'It's super cool': Rare dragonfly fossil dating back over 300 million years discovered in N.B.
HALIFAX -- Researchers are looking into what life may have been like in New Brunswick over 300 million years ago thanks to a recent find by a father, son, and best friend.
Rowan Norrad and Luke Allen are high school students in Halifax. The best friends have a shared love for paleontology – a passion that recently paid off in the find of a lifetime in the area of Grand Lake, N.B., with Rowan's father.
"It's a lot of luck, to be honest," said Rowan. "It's spending a lot of time out in the field flipping over a ton of rocks, checking all of them thoroughly and we just happened to flip over the right rock at the right time to get this amazing find."
The find Rowan is referring to is a fossil of a dragonfly wing, dating back more than 300 million years.
(Photo courtesy: Olivia King)
The teens sent the fossil to the New Brunswick Museum, where they've already sent hundreds of other finds from previous searches.

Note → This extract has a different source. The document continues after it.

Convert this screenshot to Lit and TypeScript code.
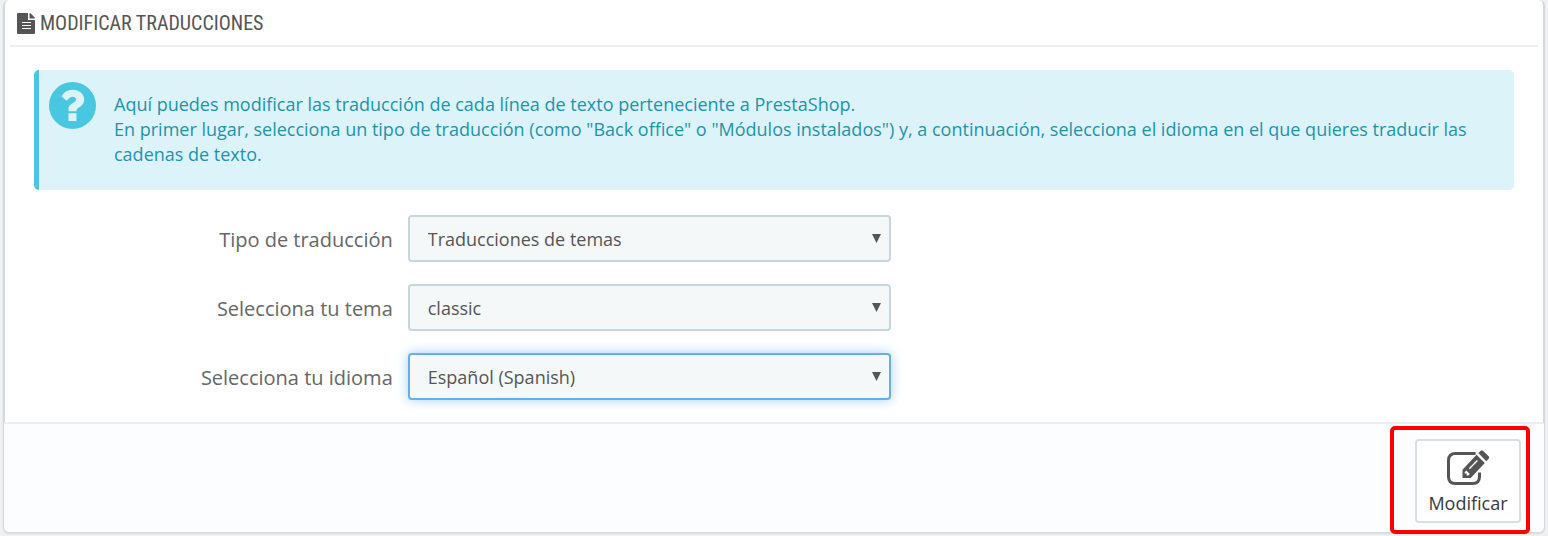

"This one is a single wing, it's the hind wing, about 10 centimetres in length. So, if you add a little bit for the body and the second set of wings for the other side, it probably has a wingspan of about 25 centimetres. Much bigger than anything today," explained Matt Stimson, the assistant curator of paleontology at the New Brunswick Museum.

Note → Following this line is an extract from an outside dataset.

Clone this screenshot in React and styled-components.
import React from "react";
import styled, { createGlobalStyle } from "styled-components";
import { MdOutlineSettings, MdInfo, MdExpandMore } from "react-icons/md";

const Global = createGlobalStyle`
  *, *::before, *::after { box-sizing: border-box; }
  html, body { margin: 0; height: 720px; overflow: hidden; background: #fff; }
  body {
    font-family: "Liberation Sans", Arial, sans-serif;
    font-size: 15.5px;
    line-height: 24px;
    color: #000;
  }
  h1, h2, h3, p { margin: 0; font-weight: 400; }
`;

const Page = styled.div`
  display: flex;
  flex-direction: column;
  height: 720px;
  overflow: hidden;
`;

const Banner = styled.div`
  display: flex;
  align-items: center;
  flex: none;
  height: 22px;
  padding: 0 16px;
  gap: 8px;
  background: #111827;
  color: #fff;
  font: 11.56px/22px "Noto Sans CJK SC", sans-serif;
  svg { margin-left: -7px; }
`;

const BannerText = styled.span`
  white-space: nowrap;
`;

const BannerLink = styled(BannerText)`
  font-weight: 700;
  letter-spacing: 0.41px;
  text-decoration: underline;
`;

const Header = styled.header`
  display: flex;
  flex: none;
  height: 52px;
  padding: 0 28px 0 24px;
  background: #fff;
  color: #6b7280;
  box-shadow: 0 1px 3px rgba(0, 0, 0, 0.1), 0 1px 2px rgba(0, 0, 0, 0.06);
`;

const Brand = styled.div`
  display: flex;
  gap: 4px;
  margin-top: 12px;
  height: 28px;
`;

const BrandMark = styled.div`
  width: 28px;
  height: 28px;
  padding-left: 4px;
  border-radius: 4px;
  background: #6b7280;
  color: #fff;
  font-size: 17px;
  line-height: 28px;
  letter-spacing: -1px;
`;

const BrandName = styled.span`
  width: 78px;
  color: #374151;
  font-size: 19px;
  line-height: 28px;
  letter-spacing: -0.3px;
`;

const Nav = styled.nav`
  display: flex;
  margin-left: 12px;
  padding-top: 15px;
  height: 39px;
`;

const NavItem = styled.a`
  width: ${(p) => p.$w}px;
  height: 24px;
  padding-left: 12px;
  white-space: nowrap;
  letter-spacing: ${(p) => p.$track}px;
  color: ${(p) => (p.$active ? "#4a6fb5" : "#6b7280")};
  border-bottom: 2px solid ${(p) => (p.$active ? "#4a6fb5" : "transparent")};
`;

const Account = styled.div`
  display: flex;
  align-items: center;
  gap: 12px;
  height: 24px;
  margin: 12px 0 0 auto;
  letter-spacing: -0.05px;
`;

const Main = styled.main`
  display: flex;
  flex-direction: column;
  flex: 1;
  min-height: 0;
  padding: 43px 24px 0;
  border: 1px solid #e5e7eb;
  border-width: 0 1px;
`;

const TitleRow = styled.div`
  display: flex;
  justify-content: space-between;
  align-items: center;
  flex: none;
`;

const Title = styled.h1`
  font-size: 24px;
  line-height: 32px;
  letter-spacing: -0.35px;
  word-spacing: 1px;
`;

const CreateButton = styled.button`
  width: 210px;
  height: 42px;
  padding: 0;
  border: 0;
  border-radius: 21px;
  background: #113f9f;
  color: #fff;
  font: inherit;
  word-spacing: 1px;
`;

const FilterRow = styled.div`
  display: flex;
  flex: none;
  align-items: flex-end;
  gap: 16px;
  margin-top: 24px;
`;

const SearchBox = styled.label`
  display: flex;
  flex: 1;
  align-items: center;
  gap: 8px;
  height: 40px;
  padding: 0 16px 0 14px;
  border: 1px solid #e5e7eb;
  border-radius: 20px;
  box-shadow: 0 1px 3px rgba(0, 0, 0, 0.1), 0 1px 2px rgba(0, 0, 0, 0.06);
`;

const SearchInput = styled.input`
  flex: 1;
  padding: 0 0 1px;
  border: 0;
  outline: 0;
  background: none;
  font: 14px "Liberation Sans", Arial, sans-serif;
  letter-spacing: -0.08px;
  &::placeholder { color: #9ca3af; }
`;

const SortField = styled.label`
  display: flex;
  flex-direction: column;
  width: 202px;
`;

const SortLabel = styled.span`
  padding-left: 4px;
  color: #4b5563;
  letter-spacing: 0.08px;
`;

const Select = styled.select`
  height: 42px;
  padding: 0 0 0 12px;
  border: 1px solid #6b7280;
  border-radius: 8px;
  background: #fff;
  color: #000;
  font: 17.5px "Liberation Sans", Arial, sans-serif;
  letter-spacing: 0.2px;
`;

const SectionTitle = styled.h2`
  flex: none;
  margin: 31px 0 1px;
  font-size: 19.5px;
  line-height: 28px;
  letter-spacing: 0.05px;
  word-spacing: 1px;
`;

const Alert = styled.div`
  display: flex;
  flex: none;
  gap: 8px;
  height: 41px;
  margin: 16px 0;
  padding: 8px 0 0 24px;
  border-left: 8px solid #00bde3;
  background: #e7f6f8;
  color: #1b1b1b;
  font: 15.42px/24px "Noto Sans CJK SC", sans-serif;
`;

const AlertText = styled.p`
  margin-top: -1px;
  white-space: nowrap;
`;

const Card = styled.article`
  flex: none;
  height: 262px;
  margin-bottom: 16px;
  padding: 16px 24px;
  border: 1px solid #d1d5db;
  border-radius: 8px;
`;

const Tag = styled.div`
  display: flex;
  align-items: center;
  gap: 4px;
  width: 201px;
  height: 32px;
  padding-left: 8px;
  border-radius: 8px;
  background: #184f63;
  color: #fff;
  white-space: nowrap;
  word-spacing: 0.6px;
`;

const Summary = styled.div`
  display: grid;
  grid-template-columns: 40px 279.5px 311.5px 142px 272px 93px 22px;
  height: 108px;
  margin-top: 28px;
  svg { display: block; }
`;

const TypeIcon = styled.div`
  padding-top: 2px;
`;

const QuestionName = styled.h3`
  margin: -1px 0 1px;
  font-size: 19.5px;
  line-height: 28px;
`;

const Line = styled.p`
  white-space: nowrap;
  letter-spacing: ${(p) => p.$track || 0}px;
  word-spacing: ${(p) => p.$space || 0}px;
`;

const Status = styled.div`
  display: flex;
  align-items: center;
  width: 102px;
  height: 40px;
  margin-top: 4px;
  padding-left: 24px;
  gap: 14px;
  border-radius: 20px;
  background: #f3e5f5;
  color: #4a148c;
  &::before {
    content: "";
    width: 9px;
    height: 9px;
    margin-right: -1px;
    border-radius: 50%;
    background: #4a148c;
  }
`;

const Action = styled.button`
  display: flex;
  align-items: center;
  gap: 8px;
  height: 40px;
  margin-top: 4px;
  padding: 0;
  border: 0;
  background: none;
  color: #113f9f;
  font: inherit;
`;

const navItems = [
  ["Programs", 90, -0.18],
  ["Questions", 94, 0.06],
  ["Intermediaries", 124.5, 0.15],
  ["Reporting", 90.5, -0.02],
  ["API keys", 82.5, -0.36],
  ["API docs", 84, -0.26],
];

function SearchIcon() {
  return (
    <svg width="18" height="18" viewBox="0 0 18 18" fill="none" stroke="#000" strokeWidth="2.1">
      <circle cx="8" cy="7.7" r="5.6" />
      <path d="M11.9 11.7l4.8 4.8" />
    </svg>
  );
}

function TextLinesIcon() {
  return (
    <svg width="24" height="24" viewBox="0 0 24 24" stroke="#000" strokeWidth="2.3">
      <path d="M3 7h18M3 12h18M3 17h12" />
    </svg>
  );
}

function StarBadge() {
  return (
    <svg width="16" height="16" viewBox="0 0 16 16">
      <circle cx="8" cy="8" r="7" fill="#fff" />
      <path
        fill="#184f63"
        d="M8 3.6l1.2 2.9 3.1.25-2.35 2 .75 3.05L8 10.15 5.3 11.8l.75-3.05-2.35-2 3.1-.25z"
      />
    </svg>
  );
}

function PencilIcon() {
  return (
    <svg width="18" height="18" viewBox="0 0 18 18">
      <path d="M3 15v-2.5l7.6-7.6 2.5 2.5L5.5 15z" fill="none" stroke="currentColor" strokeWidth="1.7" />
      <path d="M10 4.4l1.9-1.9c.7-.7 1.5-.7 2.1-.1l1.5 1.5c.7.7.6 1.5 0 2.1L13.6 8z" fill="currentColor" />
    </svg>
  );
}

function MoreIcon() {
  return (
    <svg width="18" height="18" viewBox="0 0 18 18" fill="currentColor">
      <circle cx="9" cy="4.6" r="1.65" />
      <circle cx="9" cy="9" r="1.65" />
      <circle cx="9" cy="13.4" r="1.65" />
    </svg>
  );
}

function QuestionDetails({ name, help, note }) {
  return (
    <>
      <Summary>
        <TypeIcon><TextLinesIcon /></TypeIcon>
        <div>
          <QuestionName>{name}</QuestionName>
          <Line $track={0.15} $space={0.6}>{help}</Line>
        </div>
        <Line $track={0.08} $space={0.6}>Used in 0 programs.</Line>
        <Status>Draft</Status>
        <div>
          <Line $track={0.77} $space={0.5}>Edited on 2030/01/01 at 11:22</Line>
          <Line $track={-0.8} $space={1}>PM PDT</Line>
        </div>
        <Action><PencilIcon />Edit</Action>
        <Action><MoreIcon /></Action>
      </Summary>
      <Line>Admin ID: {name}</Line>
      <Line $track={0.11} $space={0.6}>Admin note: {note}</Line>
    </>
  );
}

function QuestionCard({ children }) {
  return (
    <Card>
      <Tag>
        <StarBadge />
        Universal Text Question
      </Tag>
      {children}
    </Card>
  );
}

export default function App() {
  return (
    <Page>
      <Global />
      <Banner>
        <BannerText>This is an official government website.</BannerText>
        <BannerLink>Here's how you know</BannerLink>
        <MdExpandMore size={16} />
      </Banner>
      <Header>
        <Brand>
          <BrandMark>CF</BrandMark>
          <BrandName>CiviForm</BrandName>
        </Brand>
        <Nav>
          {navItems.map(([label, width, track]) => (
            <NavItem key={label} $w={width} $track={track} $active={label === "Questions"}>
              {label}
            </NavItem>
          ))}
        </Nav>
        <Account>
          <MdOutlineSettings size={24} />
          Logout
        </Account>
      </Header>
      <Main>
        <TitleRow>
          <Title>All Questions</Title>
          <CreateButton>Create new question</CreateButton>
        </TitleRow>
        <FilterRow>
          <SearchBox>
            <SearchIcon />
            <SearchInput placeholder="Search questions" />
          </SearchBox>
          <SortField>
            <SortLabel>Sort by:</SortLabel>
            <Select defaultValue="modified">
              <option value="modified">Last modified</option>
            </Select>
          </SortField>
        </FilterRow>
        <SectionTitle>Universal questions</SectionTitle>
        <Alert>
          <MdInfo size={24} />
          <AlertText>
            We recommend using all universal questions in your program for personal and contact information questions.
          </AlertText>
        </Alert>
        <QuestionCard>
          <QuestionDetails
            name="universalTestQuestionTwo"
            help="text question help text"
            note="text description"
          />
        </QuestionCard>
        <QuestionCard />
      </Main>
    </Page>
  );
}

Stimson says not only have the teens been reading and studying during their searches, they've taken very detailed field notes along the way.
"It's not just a treasure hunt for them," said Stimson. "They've actually been documenting their discoveries, which is very unique."
Olivia King is a research associate at the New Brunswick Museum. She says finds like these are extremely rare.
"Plants and even traces are among the most common fossils found, but finding any kind of body fossils, like a wing or part of a skeleton, are extremely rare," said King.
The fossil has now been sent to the National Museum of Natural History in Paris for further study.
“There's not a lot found in Atlantic Canada," said Rowan. "There's very few dragonfly wings actually found so, whatever the research comes up as, it's a super cool, super interesting find no matter what."